Despite the grey blue, slow, nostalgic tones, there are hints of black humor and a shriek against the society that drags itself through time without ever finally dying. The organic matter is characterized by the fact that the totality is embraced in each minimum detail (a bacteria, a fallen leaf). In a single cardiac cell is the whole heart; in a dry leaf, the entire tree; in the tree, its whole ecosystem. In many of Ernesto Rios photographs, there are only day-to-day, apparently un important fragments, but in these details is the grandeur of the place and the moment. When he goes to Europe, he does not shoot the Eiffel Tower, but a train station; he does not take pictures of monuments to the history of a particular city, but of the details that pervade it. More than the object, what has meaning is the step that must be taken to discover it. The universe is made up of correspondences and the roads between them reveal their common roots, roots that Ernesto Rios connects and reveals in each of the details that his camera captures.

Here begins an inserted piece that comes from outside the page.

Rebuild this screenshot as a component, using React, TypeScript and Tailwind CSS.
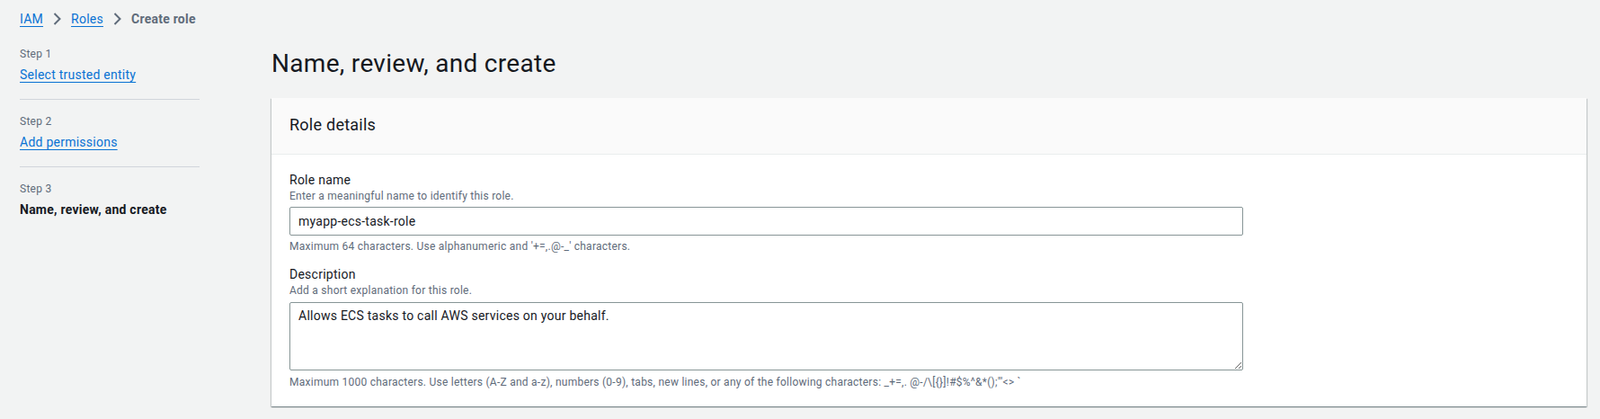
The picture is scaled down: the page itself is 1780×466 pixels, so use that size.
const font = "font-['Roboto','Helvetica_Neue','Liberation_Sans',sans-serif]";

function Chevron() {
  return (
    <svg width="9" height="14" viewBox="0 0 9 14" className="shrink-0 text-[#5f6b7a]">
      <path d="M1.5 1 L7.5 7 L1.5 13" fill="none" stroke="currentColor" strokeWidth="2" />
    </svg>
  );
}

function Breadcrumbs() {
  return (
    <nav className="flex items-center gap-[11px] pl-[22px] pt-[11px] text-[14px] leading-5">
      <a href="#" className="text-[#0972d3] underline underline-offset-[3px]">IAM</a>
      <Chevron />
      <a href="#" className="text-[#0972d3] underline underline-offset-[3px]">Roles</a>
      <Chevron />
      <span className="font-bold text-[#5f6b7a]">Create role</span>
    </nav>
  );
}

function Steps() {
  return (
    <aside className="w-[200px] shrink-0 pt-[21px]">
      <div className="text-[12px] leading-4 text-[#5f6b7a]">Step 1</div>
      <a href="#" className="mt-[5px] block text-[14px] leading-5 text-[#0972d3] underline underline-offset-[3px]">
        Select trusted entity
      </a>
      <div className="mt-[17px] mb-4 h-px bg-[#d1d5db]" />
      <div className="text-[12px] leading-4 text-[#5f6b7a]">Step 2</div>
      <a href="#" className="mt-[5px] block text-[14px] leading-5 text-[#0972d3] underline underline-offset-[3px]">
        Add permissions
      </a>
      <div className="mt-[17px] mb-4 h-px bg-[#d1d5db]" />
      <div className="text-[12px] leading-4 text-[#5f6b7a]">Step 3</div>
      <div className="mt-[5px] text-[14px] font-bold leading-5 text-[#16191f]">Name, review, and create</div>
    </aside>
  );
}

export default function App() {
  return (
    <div className={`min-h-screen bg-[#f2f3f3] text-[#16191f] tracking-[0.25px] ${font}`}>
      <Breadcrumbs />
      <div className="flex gap-[80px] pl-[22px] pr-[15px]">
        <Steps />
        <main className="flex-1">
          <h1 className="mt-[22px] text-[28px] leading-9 font-normal tracking-[0.3px]">Name, review, and create</h1>

          <section className="mt-5 bg-white shadow-[0_1px_1px_0_rgba(0,28,36,0.3),1px_1px_1px_0_rgba(0,28,36,0.15),-1px_1px_1px_0_rgba(0,28,36,0.15)]">
            <div className="border-b border-[#eaeded] bg-[#fafafa] px-5 pt-[18px] pb-[20px]">
              <h2 className="text-[18px] leading-6 font-normal">Role details</h2>
            </div>

            <div className="px-5 pt-[18px] pb-[19px]">
              <label className="block text-[14px] leading-5">Role name</label>
              <p className="text-[12px] leading-4 text-[#5f6b7a]">Enter a meaningful name to identify this role.</p>
              <input
                type="text"
                defaultValue="myapp-ecs-task-role"
                className="mt-1 h-8 w-[1061px] rounded-[2px] border border-[#879596] bg-white px-[9px] text-[14px] tracking-[0.25px] text-[#16191f] outline-none"
              />
              <p className="mt-1 text-[12px] leading-4 text-[#5f6b7a]">
                Maximum 64 characters. Use alphanumeric and '+=,.@-_' characters.
              </p>

              <label className="mt-[13px] block text-[14px] leading-5">Description</label>
              <p className="text-[12px] leading-4 text-[#5f6b7a]">Add a short explanation for this role.</p>
              <textarea
                defaultValue="Allows ECS tasks to call AWS services on your behalf."
                className="mt-[5px] block h-[76px] w-[1061px] rounded-[2px] border border-[#879596] bg-white px-[9px] py-1 text-[14px] leading-5 tracking-[0.25px] text-[#16191f] outline-none"
              />
              <p className="mt-[5px] text-[12px] leading-4 text-[#5f6b7a]">
                Maximum 1000 characters. Use letters (A-Z and a-z), numbers (0-9), tabs, new lines, or any of the following characters: _+=,. @-/\[{"{}"}]!#$%^&amp;*();"'&lt;&gt; `
              </p>
            </div>
          </section>
        </main>
      </div>
    </div>
  );
}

Seemingly, the images that the artist experiences daily grow increasingly inside him and trap his will. The artist is committed to his work, and his daily communion with it can be seen in its quality. Ríos is one and many men at the same time, an ocean that continues to seek himself out and has no end. Despite his youth, his work has grown considerably. The ground is fertile and I am sure it will lead him to penetrate ever more deeply the inexhaustible alleyways of himself.